* [Given material]

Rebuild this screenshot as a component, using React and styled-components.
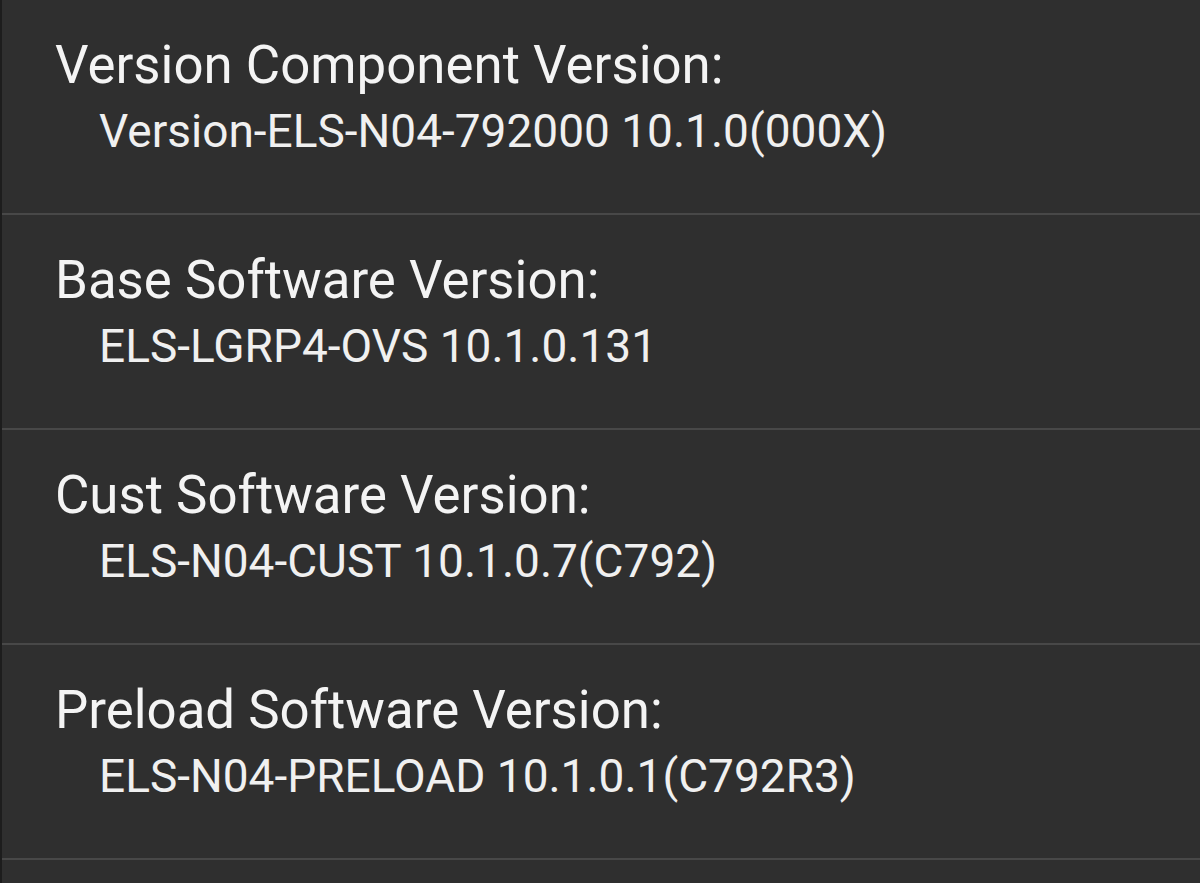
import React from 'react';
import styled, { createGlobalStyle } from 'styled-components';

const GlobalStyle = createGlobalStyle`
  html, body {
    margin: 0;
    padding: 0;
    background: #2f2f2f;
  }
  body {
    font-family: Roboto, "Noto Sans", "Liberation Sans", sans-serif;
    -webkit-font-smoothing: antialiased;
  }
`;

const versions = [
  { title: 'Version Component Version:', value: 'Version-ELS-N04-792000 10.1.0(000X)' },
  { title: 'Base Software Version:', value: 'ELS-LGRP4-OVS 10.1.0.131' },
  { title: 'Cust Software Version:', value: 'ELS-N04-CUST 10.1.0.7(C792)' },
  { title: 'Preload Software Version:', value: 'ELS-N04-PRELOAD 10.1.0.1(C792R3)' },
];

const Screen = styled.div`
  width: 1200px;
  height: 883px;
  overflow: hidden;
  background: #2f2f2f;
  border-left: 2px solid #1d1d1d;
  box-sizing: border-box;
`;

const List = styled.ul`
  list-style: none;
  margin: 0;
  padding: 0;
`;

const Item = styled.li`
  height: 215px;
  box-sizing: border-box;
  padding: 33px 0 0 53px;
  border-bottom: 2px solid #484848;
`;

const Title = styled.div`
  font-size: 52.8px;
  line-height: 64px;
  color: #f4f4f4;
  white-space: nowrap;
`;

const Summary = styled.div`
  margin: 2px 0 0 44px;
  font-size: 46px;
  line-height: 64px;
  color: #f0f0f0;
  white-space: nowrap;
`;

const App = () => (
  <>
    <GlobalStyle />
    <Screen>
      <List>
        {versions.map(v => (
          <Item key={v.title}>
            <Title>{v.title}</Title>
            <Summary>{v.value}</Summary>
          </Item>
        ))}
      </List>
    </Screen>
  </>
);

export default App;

* [Request] Output a faithful copy of the data, with each picture left out.

* [Result for this task]
Rebuild this screenshot as a component, using React and styled-components.
import React from 'react';
import styled, { createGlobalStyle } from 'styled-components';

const GlobalStyle = createGlobalStyle`
  html, body {
    margin: 0;
    padding: 0;
    background: #2f2f2f;
  }
  body {
    font-family: Roboto, "Noto Sans", "Liberation Sans", sans-serif;
    -webkit-font-smoothing: antialiased;
  }
`;

const versions = [
  { title: 'Version Component Version:', value: 'Version-ELS-N04-792000 10.1.0(000X)' },
  { title: 'Base Software Version:', value: 'ELS-LGRP4-OVS 10.1.0.131' },
  { title: 'Cust Software Version:', value: 'ELS-N04-CUST 10.1.0.7(C792)' },
  { title: 'Preload Software Version:', value: 'ELS-N04-PRELOAD 10.1.0.1(C792R3)' },
];

const Screen = styled.div`
  width: 1200px;
  height: 883px;
  overflow: hidden;
  background: #2f2f2f;
  border-left: 2px solid #1d1d1d;
  box-sizing: border-box;
`;

const List = styled.ul`
  list-style: none;
  margin: 0;
  padding: 0;
`;

const Item = styled.li`
  height: 215px;
  box-sizing: border-box;
  padding: 33px 0 0 53px;
  border-bottom: 2px solid #484848;
`;

const Title = styled.div`
  font-size: 52.8px;
  line-height: 64px;
  color: #f4f4f4;
  white-space: nowrap;
`;

const Summary = styled.div`
  margin: 2px 0 0 44px;
  font-size: 46px;
  line-height: 64px;
  color: #f0f0f0;
  white-space: nowrap;
`;

const App = () => (
  <>
    <GlobalStyle />
    <Screen>
      <List>
        {versions.map(v => (
          <Item key={v.title}>
            <Title>{v.title}</Title>
            <Summary>{v.value}</Summary>
          </Item>
        ))}
      </List>
    </Screen>
  </>
);

export default App;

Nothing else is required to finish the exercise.